To już drugi raz w tym roku, gdy Boris Johnson bije rekord politycznych darowizn politycznych. Latem zebrał najwięcej pieniędzy jako kandydat na lidera partii politycznej, gdy ubiegał się o schedę w Partii Konserwatywnej po Theresie May.

Jednak po pierwszym tygodniu kampanii, kiedy konserwatyści zgromadzili aż 26 razy więcej pieniędzy z darowizn politycznych niż laburzyści, główna partia opozycyjna znacznie zmniejszyła dystans, głównie dzięki przekazom ze związków. Największy pochodził ze związku Unite, który przekazał ponad 3 miliony funtów, podczas gdy Związek Pracowników Komunikacji przekazał 425 tys. funtów.
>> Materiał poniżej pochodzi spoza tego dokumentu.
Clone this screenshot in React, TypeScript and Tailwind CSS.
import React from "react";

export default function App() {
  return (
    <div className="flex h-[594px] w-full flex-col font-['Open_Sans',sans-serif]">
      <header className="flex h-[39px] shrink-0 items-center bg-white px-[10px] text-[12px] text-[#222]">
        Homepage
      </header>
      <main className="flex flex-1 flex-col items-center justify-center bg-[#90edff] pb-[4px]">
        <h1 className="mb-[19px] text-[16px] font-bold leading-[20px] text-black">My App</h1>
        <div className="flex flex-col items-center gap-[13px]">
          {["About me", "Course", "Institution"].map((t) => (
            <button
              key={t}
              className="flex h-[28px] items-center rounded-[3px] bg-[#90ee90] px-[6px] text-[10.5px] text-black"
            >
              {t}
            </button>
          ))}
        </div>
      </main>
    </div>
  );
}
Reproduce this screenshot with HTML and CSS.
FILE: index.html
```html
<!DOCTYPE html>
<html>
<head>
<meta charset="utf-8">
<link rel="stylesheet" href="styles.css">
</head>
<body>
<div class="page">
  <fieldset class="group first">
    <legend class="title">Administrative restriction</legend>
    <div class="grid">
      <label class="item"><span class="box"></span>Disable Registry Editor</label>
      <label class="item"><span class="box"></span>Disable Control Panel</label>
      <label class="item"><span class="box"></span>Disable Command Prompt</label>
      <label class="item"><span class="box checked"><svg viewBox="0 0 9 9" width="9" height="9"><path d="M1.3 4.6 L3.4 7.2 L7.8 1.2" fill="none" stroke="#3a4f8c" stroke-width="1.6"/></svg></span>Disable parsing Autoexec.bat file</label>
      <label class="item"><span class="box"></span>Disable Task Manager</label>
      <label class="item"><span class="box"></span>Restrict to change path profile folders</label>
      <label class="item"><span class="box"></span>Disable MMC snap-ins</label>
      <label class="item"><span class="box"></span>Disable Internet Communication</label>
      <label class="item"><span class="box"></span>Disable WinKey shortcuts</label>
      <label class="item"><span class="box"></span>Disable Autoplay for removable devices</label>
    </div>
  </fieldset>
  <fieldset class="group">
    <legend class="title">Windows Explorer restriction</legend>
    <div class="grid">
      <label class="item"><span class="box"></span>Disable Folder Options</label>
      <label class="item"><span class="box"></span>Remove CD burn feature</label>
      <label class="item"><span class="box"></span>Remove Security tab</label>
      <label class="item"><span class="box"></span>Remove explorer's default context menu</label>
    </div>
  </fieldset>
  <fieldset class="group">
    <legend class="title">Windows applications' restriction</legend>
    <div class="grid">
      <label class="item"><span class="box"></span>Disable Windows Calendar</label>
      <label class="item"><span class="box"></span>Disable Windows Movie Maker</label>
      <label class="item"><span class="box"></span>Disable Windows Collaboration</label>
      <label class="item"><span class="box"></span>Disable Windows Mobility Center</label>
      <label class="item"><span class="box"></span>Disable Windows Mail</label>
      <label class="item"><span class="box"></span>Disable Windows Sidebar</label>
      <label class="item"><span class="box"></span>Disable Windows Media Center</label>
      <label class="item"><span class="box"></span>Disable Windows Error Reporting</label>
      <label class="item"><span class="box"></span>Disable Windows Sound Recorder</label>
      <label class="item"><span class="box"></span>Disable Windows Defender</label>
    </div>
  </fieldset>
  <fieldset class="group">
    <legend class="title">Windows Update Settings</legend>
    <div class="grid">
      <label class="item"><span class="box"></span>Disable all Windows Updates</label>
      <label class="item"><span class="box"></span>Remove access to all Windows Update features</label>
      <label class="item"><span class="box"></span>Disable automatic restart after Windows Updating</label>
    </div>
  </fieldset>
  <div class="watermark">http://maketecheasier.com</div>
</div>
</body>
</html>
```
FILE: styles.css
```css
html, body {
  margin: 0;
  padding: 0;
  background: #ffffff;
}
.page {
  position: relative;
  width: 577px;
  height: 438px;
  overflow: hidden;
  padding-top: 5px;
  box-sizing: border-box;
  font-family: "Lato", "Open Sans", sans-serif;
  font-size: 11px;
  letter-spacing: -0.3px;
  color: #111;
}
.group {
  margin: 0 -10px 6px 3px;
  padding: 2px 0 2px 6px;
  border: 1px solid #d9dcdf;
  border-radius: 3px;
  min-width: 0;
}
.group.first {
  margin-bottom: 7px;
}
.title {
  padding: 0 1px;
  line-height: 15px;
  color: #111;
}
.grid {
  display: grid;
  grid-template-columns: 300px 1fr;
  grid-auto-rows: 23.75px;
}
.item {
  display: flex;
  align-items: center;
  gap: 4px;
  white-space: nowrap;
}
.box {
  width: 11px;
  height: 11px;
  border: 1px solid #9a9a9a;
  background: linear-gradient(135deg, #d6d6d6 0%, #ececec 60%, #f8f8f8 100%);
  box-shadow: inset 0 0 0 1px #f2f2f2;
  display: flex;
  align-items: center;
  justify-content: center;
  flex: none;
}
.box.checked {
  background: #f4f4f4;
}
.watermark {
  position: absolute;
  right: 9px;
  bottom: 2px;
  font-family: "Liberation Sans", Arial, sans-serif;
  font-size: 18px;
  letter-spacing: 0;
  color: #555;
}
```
Takie wsparcie oznacza, że także ??Partia Pracy pobiła swój własny rekord zebranych funduszy na tym etapie kampanii.

Pieniądze dla torysów pochodziły od 61 różnych darczyńców, w tym od dyrektorów funduszy hedgingowych oraz od Lakshmiego Mittala, prezesa ArcelorMittal - największego na świecie producenta stali.

Z kolei Brexit Party Nigela Farage'a zebrała 2,25 miliona funtów. 89 proc. tej kwoty to wpłata od biznesmena Christophera Harborne'a.